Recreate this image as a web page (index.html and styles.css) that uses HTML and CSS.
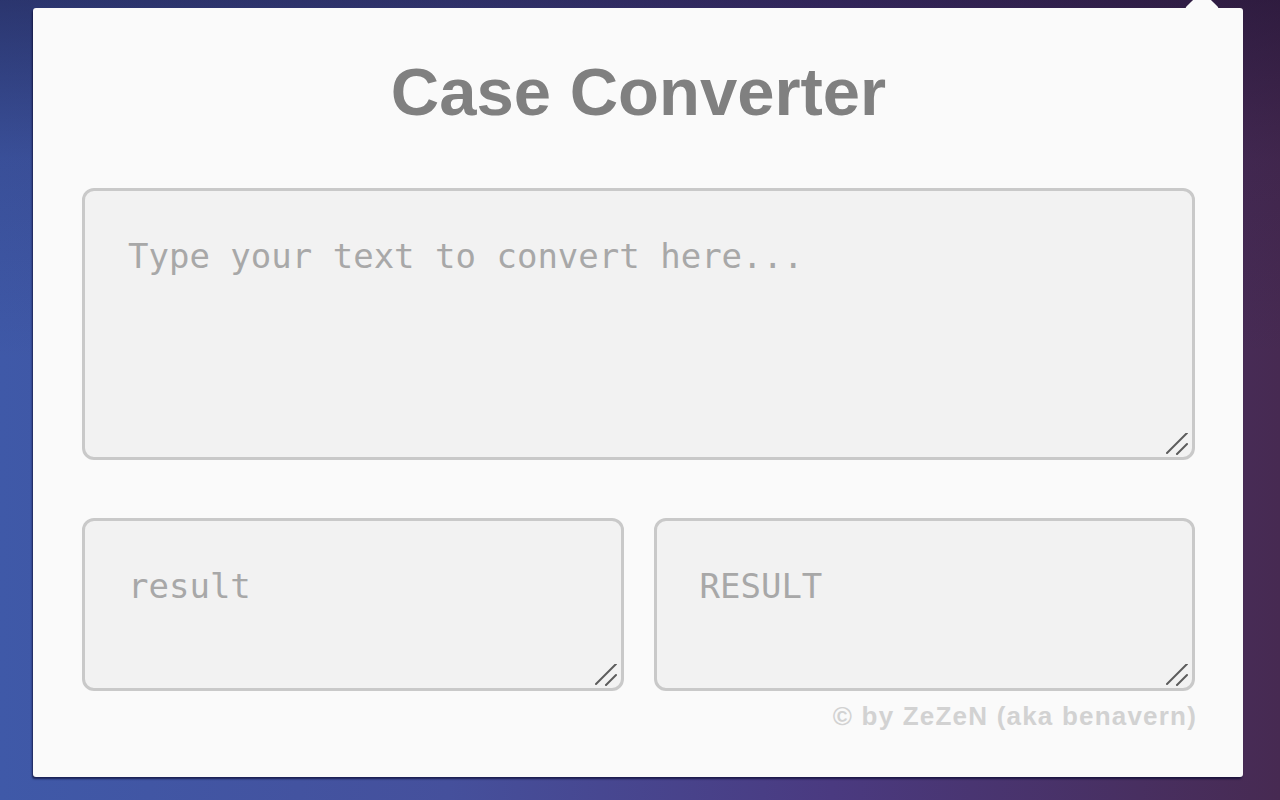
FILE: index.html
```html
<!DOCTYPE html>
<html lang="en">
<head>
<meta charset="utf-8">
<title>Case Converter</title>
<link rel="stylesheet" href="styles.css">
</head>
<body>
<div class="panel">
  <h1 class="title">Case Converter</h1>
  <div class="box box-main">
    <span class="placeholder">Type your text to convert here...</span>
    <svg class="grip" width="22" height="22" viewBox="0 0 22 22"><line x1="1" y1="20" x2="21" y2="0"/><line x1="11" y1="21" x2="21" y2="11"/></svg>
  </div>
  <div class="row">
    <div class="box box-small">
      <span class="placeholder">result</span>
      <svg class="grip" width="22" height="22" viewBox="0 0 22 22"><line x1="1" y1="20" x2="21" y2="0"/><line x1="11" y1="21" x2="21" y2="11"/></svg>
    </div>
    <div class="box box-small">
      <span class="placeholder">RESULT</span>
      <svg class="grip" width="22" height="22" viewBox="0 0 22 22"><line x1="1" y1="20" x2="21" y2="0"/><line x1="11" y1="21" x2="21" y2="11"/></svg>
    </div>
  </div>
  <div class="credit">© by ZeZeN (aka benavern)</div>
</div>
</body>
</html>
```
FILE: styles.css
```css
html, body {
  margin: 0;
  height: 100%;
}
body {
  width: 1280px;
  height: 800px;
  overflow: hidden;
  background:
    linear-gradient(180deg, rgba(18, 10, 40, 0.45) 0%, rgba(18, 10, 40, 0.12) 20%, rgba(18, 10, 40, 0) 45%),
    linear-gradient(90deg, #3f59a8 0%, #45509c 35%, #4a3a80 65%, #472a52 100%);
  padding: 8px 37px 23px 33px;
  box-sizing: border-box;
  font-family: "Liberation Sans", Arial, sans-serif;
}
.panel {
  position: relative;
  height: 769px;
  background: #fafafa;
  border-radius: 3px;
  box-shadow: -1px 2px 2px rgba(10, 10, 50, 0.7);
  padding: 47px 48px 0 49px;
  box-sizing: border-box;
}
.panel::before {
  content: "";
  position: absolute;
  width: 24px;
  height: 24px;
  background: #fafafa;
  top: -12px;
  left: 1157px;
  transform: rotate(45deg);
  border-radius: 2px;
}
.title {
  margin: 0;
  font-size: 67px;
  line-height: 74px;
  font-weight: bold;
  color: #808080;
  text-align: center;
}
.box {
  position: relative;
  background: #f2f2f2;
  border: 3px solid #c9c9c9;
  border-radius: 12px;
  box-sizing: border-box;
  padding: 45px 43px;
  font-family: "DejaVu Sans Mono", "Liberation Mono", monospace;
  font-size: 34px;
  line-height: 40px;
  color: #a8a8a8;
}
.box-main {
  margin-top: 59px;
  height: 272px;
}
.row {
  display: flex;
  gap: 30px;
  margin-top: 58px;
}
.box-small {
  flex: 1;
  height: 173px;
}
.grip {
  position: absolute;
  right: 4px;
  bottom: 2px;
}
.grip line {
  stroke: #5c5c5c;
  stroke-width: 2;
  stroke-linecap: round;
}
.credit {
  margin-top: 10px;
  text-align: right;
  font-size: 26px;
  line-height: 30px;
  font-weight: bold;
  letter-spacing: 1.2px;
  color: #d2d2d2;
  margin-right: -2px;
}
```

──────────

Your answer should be a single number: the count of lines in the data that include the word "index".

2